§ **Material provided**
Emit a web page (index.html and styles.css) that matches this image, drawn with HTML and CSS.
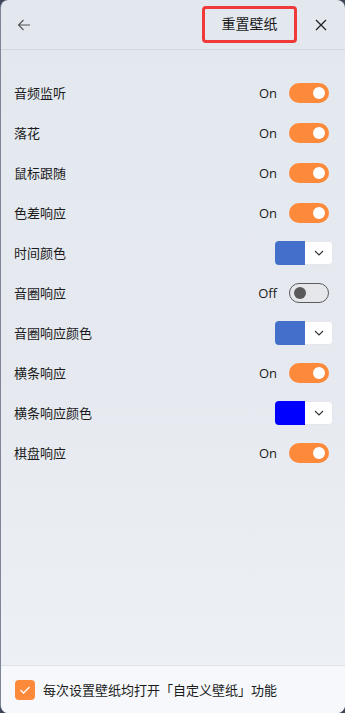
FILE: index.html
```html
<!DOCTYPE html>
<html lang="zh">
<head>
<meta charset="utf-8">
<link rel="stylesheet" href="styles.css">
</head>
<body>
<div class="dialog">
  <header class="header">
    <button class="icon-btn back" aria-label="back">
      <svg width="14" height="14" viewBox="0 0 14 14"><path d="M13 7H1.5M6.5 2L1.5 7l5 5" fill="none" stroke="#555" stroke-width="1.1"/></svg>
    </button>
    <div class="spacer"></div>
    <button class="reset">重置壁纸</button>
    <button class="icon-btn close" aria-label="close">
      <svg width="12" height="12" viewBox="0 0 12 12"><path d="M1 1L11 11M11 1L1 11" fill="none" stroke="#222" stroke-width="1.3"/></svg>
    </button>
  </header>
  <main class="content">
    <div class="row"><span class="label">音频监听</span><span class="state">On</span><span class="toggle on"></span></div>
    <div class="row"><span class="label">落花</span><span class="state">On</span><span class="toggle on"></span></div>
    <div class="row"><span class="label">鼠标跟随</span><span class="state">On</span><span class="toggle on"></span></div>
    <div class="row"><span class="label">色差响应</span><span class="state">On</span><span class="toggle on"></span></div>
    <div class="row"><span class="label">时间颜色</span><span class="picker"><span class="swatch" style="background:#4470cc"></span><span class="drop"><svg width="10" height="6" viewBox="0 0 10 6"><path d="M1 1l4 4 4-4" fill="none" stroke="#333" stroke-width="1.1"/></svg></span></span></div>
    <div class="row"><span class="label">音圈响应</span><span class="state">Off</span><span class="toggle off"></span></div>
    <div class="row"><span class="label">音圈响应颜色</span><span class="picker"><span class="swatch" style="background:#4470cc"></span><span class="drop"><svg width="10" height="6" viewBox="0 0 10 6"><path d="M1 1l4 4 4-4" fill="none" stroke="#333" stroke-width="1.1"/></svg></span></span></div>
    <div class="row"><span class="label">横条响应</span><span class="state">On</span><span class="toggle on"></span></div>
    <div class="row"><span class="label">横条响应颜色</span><span class="picker"><span class="swatch" style="background:#0000ff"></span><span class="drop"><svg width="10" height="6" viewBox="0 0 10 6"><path d="M1 1l4 4 4-4" fill="none" stroke="#333" stroke-width="1.1"/></svg></span></span></div>
    <div class="row"><span class="label">棋盘响应</span><span class="state">On</span><span class="toggle on"></span></div>
  </main>
  <footer class="footer">
    <span class="checkbox"><svg width="12" height="10" viewBox="0 0 12 10"><path d="M1.5 5l3 3 6-6" fill="none" stroke="#fff" stroke-width="1.3"/></svg></span>
    <span class="foot-text">每次设置壁纸均打开「自定义壁纸」功能</span>
  </footer>
</div>
</body>
</html>
```
FILE: styles.css
```css
html, body {
  margin: 0;
  padding: 0;
  height: 100%;
}
body {
  background: #3d4558;
  font-family: "Noto Sans CJK SC", "Noto Sans", sans-serif;
  color: #1b1b1b;
}
.dialog {
  box-sizing: border-box;
  height: 713px;
  width: 345px;
  border-radius: 8px;
  border-left: 1px solid #7d8597;
  background: linear-gradient(180deg, #e3e8ef 0%, #e6eaf0 55%, #eef1f6 100%);
  display: flex;
  flex-direction: column;
  overflow: hidden;
}
.header {
  height: 50px;
  box-sizing: border-box;
  border-bottom: 1px solid #d3d8e0;
  display: flex;
  align-items: center;
  padding: 0 10px 0 8px;
}
.icon-btn {
  border: none;
  background: transparent;
  width: 28px;
  height: 28px;
  padding: 0;
  display: flex;
  align-items: center;
  justify-content: center;
}
.back { margin-left: 1px; }
.spacer { flex: 1; }
.reset {
  font-family: inherit;
  font-size: 14px;
  color: #1b1b1b;
  background: transparent;
  border: 3px solid #f03a3a;
  border-radius: 4px;
  width: 95px;
  height: 37px;
  padding: 0 0 2px 0;
  margin-right: 10px;
  margin-top: -1px;
}
.content {
  flex: 1;
  padding: 23px 12px 0 13px;
}
.row {
  height: 40px;
  display: flex;
  align-items: center;
}
.label {
  flex: 1;
  font-size: 13px;
  padding-bottom: 1px;
}
.state {
  font-family: "Open Sans", "Noto Sans", sans-serif;
  font-size: 13px;
  margin-right: 12px;
}
.toggle {
  box-sizing: border-box;
  width: 40px;
  height: 20px;
  border-radius: 10px;
  position: relative;
  margin-right: 4px;
}
.toggle.on { background: #fd8a3b; }
.toggle.on::after {
  content: "";
  position: absolute;
  right: 4px;
  top: 4px;
  width: 12px;
  height: 12px;
  border-radius: 50%;
  background: #fff;
}
.toggle.off {
  border: 1px solid #5c5c5c;
  background: #e5e7ea;
}
.toggle.off::after {
  content: "";
  position: absolute;
  left: 4px;
  top: 3px;
  width: 12px;
  height: 12px;
  border-radius: 50%;
  background: #5a5a5a;
}
.picker {
  display: flex;
  height: 24px;
  border-radius: 4px;
  overflow: hidden;
}
.swatch {
  width: 30px;
  height: 24px;
}
.drop {
  box-sizing: border-box;
  width: 28px;
  height: 24px;
  background: #fff;
  border: 1px solid #e4e6ea;
  border-left: none;
  border-radius: 0 4px 4px 0;
  display: flex;
  align-items: center;
  justify-content: center;
}
.footer {
  height: 48px;
  box-sizing: border-box;
  border-top: 1px solid #dde1e8;
  background: #f6f8fb;
  display: flex;
  align-items: center;
  padding: 0 0 0 14px;
}
.checkbox {
  width: 20px;
  height: 20px;
  border-radius: 4px;
  background: #fd8a3b;
  display: flex;
  align-items: center;
  justify-content: center;
  margin-right: 8px;
}
.foot-text {
  font-size: 13px;
  padding-bottom: 1px;
}
```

§ **Problem details**
Return each line where "styles" shows up.

§ **Exercise response**
Emit a web page (index.html and styles.css) that matches this image, drawn with HTML and CSS.
<link rel="stylesheet" href="styles.css">
FILE: styles.css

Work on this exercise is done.